WHAT YOU NEED TO DO -
From the listing below, pull each line that includes "this".

SUPPLIED MATERIAL -
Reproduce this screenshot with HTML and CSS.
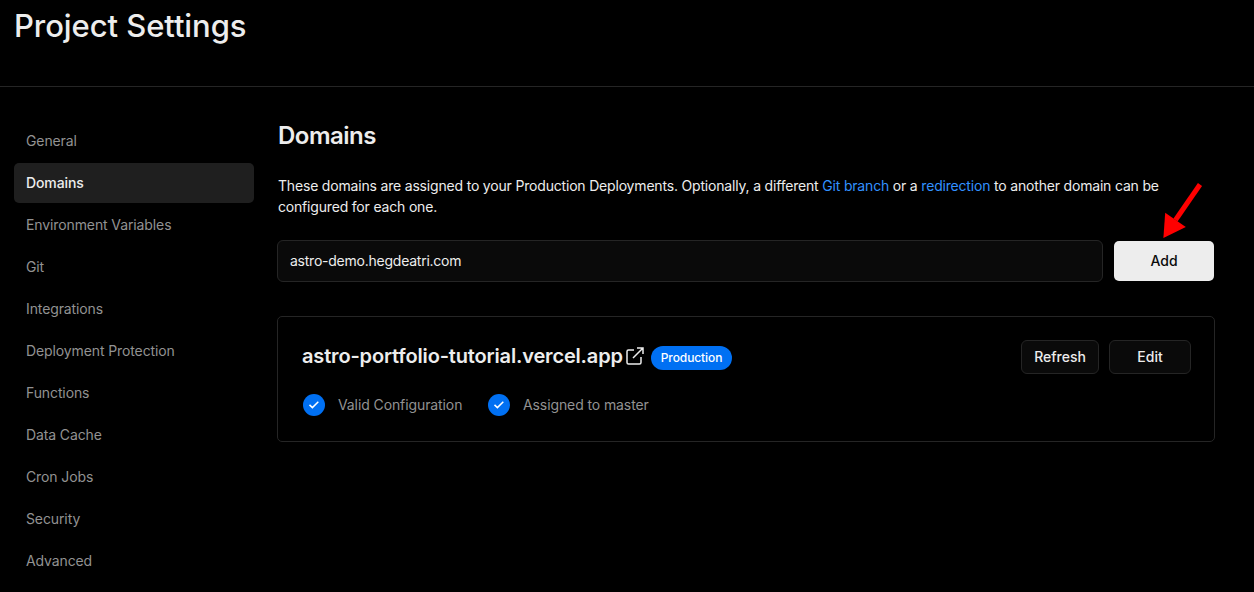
FILE: index.html
```html
<!DOCTYPE html>
<html lang="en">
<head>
<meta charset="utf-8">
<title>Project Settings</title>
<link rel="stylesheet" href="styles.css">
</head>
<body>
<header class="page-header"><h1 class="page-title">Project Settings</h1></header>
<div class="layout">
  <nav class="sidebar">
    <a class="nav-item">General</a>
    <a class="nav-item active">Domains</a>
    <a class="nav-item">Environment Variables</a>
    <a class="nav-item">Git</a>
    <a class="nav-item">Integrations</a>
    <a class="nav-item">Deployment Protection</a>
    <a class="nav-item">Functions</a>
    <a class="nav-item">Data Cache</a>
    <a class="nav-item">Cron Jobs</a>
    <a class="nav-item">Security</a>
    <a class="nav-item">Advanced</a>
  </nav>
  <main class="content">
    <h2 class="section-title">Domains</h2>
    <p class="description">These domains are assigned to your Production Deployments. Optionally, a different <a class="link">Git branch</a> or a <a class="link">redirection</a> to another domain can be<br>configured for each one.</p>
    <div class="add-row">
      <input class="domain-input" type="text" value="astro-demo.hegdeatri.com" aria-label="Domain">
      <button class="btn-add">Add
        <svg class="pointer-arrow" width="44" height="60" viewBox="0 0 44 60"><path d="M40 4.500 15.500 40" stroke="#f00" stroke-width="5" fill="none"/><path d="M3.400 58 5.200 32.800 25.800 47Z" fill="#f00"/></svg>
      </button>
    </div>
    <section class="card">
      <div class="card-top">
        <div class="domain">
          <span class="domain-name">astro-portfolio-tutorial.vercel.app</span>
          <svg class="external" width="18" height="18" viewBox="0 0 18 18" fill="none" stroke="#ededed" stroke-width="1.5"><path d="M8 3H2.500Q1 3 1 4.500V15.500Q1 17 2.500 17H13.500Q15 17 15 15.500V10M11 1H17V7M17 1 7 11"/></svg>
          <span class="badge">Production</span>
        </div>
        <div class="actions"><button class="btn btn-refresh">Refresh</button><button class="btn btn-edit">Edit</button></div>
      </div>
      <div class="statuses">
        <span class="status"><svg width="22" height="22" viewBox="0 0 22 22"><circle cx="11" cy="11" r="11" fill="#0070f3"/><path d="m6.500 10.900 2.900 2.700 5.900-5.800" fill="none" stroke="#fff" stroke-width="1.5"/></svg><span class="status-text valid">Valid Configuration</span></span>
        <span class="status"><svg width="22" height="22" viewBox="0 0 22 22"><circle cx="11" cy="11" r="11" fill="#0070f3"/><path d="m6.500 10.900 2.900 2.700 5.900-5.800" fill="none" stroke="#fff" stroke-width="1.5"/></svg><span class="status-text">Assigned to master</span></span>
      </div>
    </section>
  </main>
</div>
</body>
</html>
```
FILE: styles.css
```css
* { box-sizing: border-box; }
body { margin: 0; height: 592px; overflow: hidden; background: #000; color: #ededed; font: 14px/20px Inter, "Liberation Sans", sans-serif; }
h1, h2, p { margin: 0; }
button, input { font: inherit; }
.page-header { height: 87px; padding: 6px 14px; border-bottom: 1px solid #252525; }
.page-title { font-size: 31px; line-height: 40px; font-weight: 500; letter-spacing: -0.07px; white-space: nowrap; }
.layout { display: flex; gap: 23px; padding: 34px 39px 0 14px; }
.sidebar { width: 240px; flex: none; display: flex; flex-direction: column; gap: 2px; }
.nav-item { height: 40px; padding: 10px 12px; border-radius: 5px; color: #929292; letter-spacing: -0.11px; }
.nav-item.active { background: #1f1f1f; color: #ededed; font-weight: 500; }
.content { flex: 1; }
.section-title { padding: 0 1px; font-size: 24px; line-height: 30px; font-weight: 600; letter-spacing: -0.5px; }
.description { margin-top: 24px; padding-left: 1px; line-height: 21px; letter-spacing: -0.184px; white-space: nowrap; }
.link { color: #3291ff; }
.add-row { display: flex; align-items: center; gap: 11px; margin-top: 23px; padding-right: 1px; }
.domain-input { flex: 1; min-width: 0; height: 42px; padding: 0 12px 2px; border: 1px solid #252525; border-radius: 6px; background: #0a0a0a; color: #ededed; outline: none; letter-spacing: -0.24px; }
.btn-add { position: relative; width: 100px; height: 40px; padding: 0; border: 0; border-radius: 5px; background: #ededed; color: #0a0a0a; font-weight: 500; }
.pointer-arrow { position: absolute; left: 46px; top: -61px; }
.card { margin-top: 34px; height: 126px; padding: 23px; border: 1px solid #252525; border-radius: 5px; }
.card-top { display: flex; justify-content: space-between; align-items: flex-start; padding-left: 1px; }
.domain { display: flex; align-items: flex-start; }
.domain-name { width: 324px; font-size: 20px; line-height: 32px; font-weight: 600; letter-spacing: -0.16px; white-space: nowrap; }
.external { margin-top: 7px; }
.badge { width: 81px; height: 24px; margin: 6px 0 0 7px; border-radius: 12px; background: #0070f3; color: #fff; font-size: 12px; line-height: 24px; font-weight: 500; letter-spacing: -0.1px; text-align: center; }
.actions { display: flex; gap: 10px; }
.btn { height: 34px; padding: 0; border: 1px solid #252525; border-radius: 6px; background: #0a0a0a; color: #ededed; font-weight: 500; }
.btn-refresh { width: 78px; }
.btn-edit { width: 82px; }
.statuses { display: flex; gap: 25px; margin: 20px 0 0 2px; }
.status { display: flex; align-items: center; gap: 13px; color: #929292; }
.status-text { letter-spacing: -0.1px; white-space: nowrap; }
.valid { width: 125px; }
```
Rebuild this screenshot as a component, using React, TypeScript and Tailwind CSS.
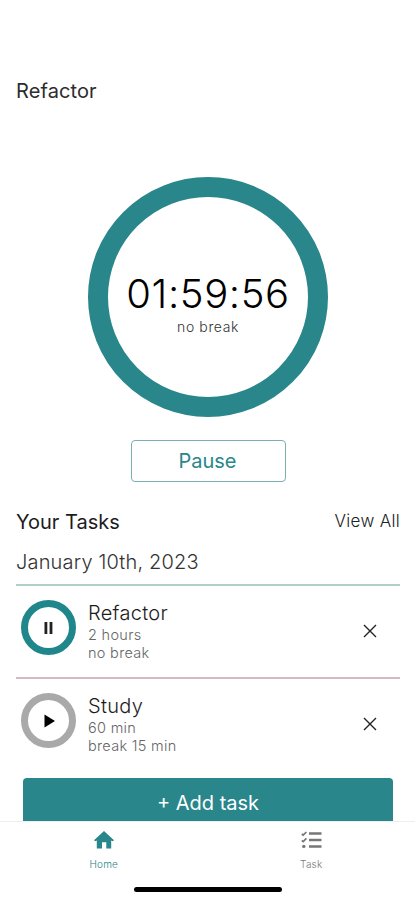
import React, { useState } from "react";

type Task = {
  name: string;
  duration: string;
  rest: string;
  running: boolean;
};

const initialTasks: Task[] = [
  { name: "Refactor", duration: "2 hours", rest: "no break", running: true },
  { name: "Study", duration: "60 min", rest: "break 15 min", running: false },
];

function HomeIcon() {
  return (
    <svg width="20" height="18" viewBox="0 0 20 18" fill="currentColor">
      <path d="M10 0L20 9.2L18.8 10.2L17.2 9.4V17.5H12.3V11.2H8V17.5H2.8V9.4L1.2 10.2L0 9.2z" />
    </svg>
  );
}

function TaskIcon() {
  return (
    <svg width="21" height="18" viewBox="0 0 21 18" fill="none">
      <path
        d="M0.8 3L2.2 4.2L5.4 1M0.8 9.4L2.2 10.6L5.4 7.4"
        stroke="currentColor"
        strokeWidth="1.7"
      />
      <circle cx="2.8" cy="15.4" r="1.7" fill="currentColor" />
      <path
        d="M8 2.6h12.5M8 9h12.5M8 15.4h12.5"
        stroke="currentColor"
        strokeWidth="2.5"
      />
    </svg>
  );
}

function TaskRow({ task, onDelete }: { task: Task; onDelete: () => void }) {
  return (
    <li className="flex h-[93px] items-start border-b-2 border-[#d9b9c1] pt-[14px] pl-[5px] last:border-b-0">
      <button
        className={
          task.running
            ? "flex size-[55px] shrink-0 items-center justify-center rounded-full border-[7px] border-[#1f878b]"
            : "flex size-[55px] shrink-0 items-center justify-center rounded-full border-[7px] border-[#a9a9a9]"
        }
      >
        {task.running ? (
          <svg width="9" height="12" viewBox="0 0 9 12">
            <path d="M0.5 0h2.8v12H0.5zM5.6 0h2.8v12H5.6z" fill="#222" />
          </svg>
        ) : (
          <svg width="11" height="14" viewBox="0 0 11 14" className="ml-[2px]">
            <path d="M0.5 0.5L11 7L0.5 13.5z" fill="#000" />
          </svg>
        )}
      </button>
      <div className="ml-3 flex-1">
        <p className="text-[20px] leading-[26px] tracking-[0.3px] text-[#1c1c1c]">
          {task.name}
        </p>
        <p className="text-[14.5px] leading-[18px] tracking-[0.3px] text-[#666]">
          {task.duration}
        </p>
        <p className="text-[14.5px] leading-[18px] tracking-[0.3px] text-[#666]">
          {task.rest}
        </p>
      </div>
      <button onClick={onDelete} className="mt-[24px] mr-[23px]">
        <svg width="14" height="14" viewBox="0 0 14 14">
          <path d="M1 1l12 12M13 1L1 13" stroke="#222" strokeWidth="1.4" />
        </svg>
      </button>
    </li>
  );
}

export default function App() {
  const [tasks, setTasks] = useState<Task[]>(initialTasks);

  return (
    <div className="flex h-[900px] w-[415px] flex-col overflow-hidden bg-white font-['Inter',sans-serif] font-light">
      <main className="flex min-h-0 flex-1 flex-col overflow-hidden pt-[78px] pr-[15px] pl-4">
        <h1 className="text-[20px] leading-[26px] font-normal tracking-[0.1px] text-[#2c2c2c]">
          Refactor
        </h1>

        <div className="mt-[73px] flex size-60 shrink-0 flex-col items-center self-center rounded-full border-[20px] border-[#29868b] pt-[73px]">
          <p className="text-[40px] leading-[48px] tracking-[0.6px] text-black">
            01:59:56
          </p>
          <p className="mt-px text-[14px] leading-[16px] tracking-[0.6px] text-[#333]">
            no break
          </p>
        </div>

        <button className="mt-[23px] h-[42px] w-[155px] shrink-0 self-center rounded border border-[#7aaeb0] pr-px text-[20px] font-normal text-[#29868b]">
          Pause
        </button>

        <div className="mt-[27px] flex items-start justify-between">
          <h2 className="text-[20px] leading-[26px] font-normal text-[#1c1c1c]">
            Your Tasks
          </h2>
          <button className="text-[17px] leading-[24px] tracking-[0.3px] text-[#222]">
            View All
          </button>
        </div>
        <p className="mt-[14px] text-[20px] leading-[26px] tracking-[0.17px] text-[#333]">
          January 10th, 2023
        </p>

        <ul className="mt-[9px] shrink-0 border-t-2 border-[#b3cfca]">
          {tasks.map((task) => (
            <TaskRow
              key={task.name}
              task={task}
              onDelete={() =>
                setTasks(tasks.filter((t) => t.name !== task.name))
              }
            />
          ))}
        </ul>

        <button className="mt-[6px] ml-[7px] h-[50px] w-[370px] shrink-0 rounded bg-[#29868b] text-[20px] font-normal text-white">
          + Add task
        </button>
      </main>

      <nav className="h-[79px] shrink-0 border-t border-[#eee] bg-white">
        <div className="flex h-[65px]">
          <button className="flex flex-1 flex-col items-center pt-[9px] text-[#29868b]">
            <HomeIcon />
            <span className="mt-[8px] text-[10px] leading-[14px] tracking-[0.2px]">
              Home
            </span>
          </button>
          <button className="flex flex-1 flex-col items-center pt-[9px] text-[#777]">
            <TaskIcon />
            <span className="mt-[8px] text-[10px] leading-[14px] tracking-[0.2px]">
              Task
            </span>
          </button>
        </div>
        <div className="mx-auto h-[5px] w-[148px] rounded-full bg-black" />
      </nav>
    </div>
  );
}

PROBLEM SOLUTION -
Reproduce this screenshot with HTML and CSS.
Rebuild this screenshot as a component, using React, TypeScript and Tailwind CSS.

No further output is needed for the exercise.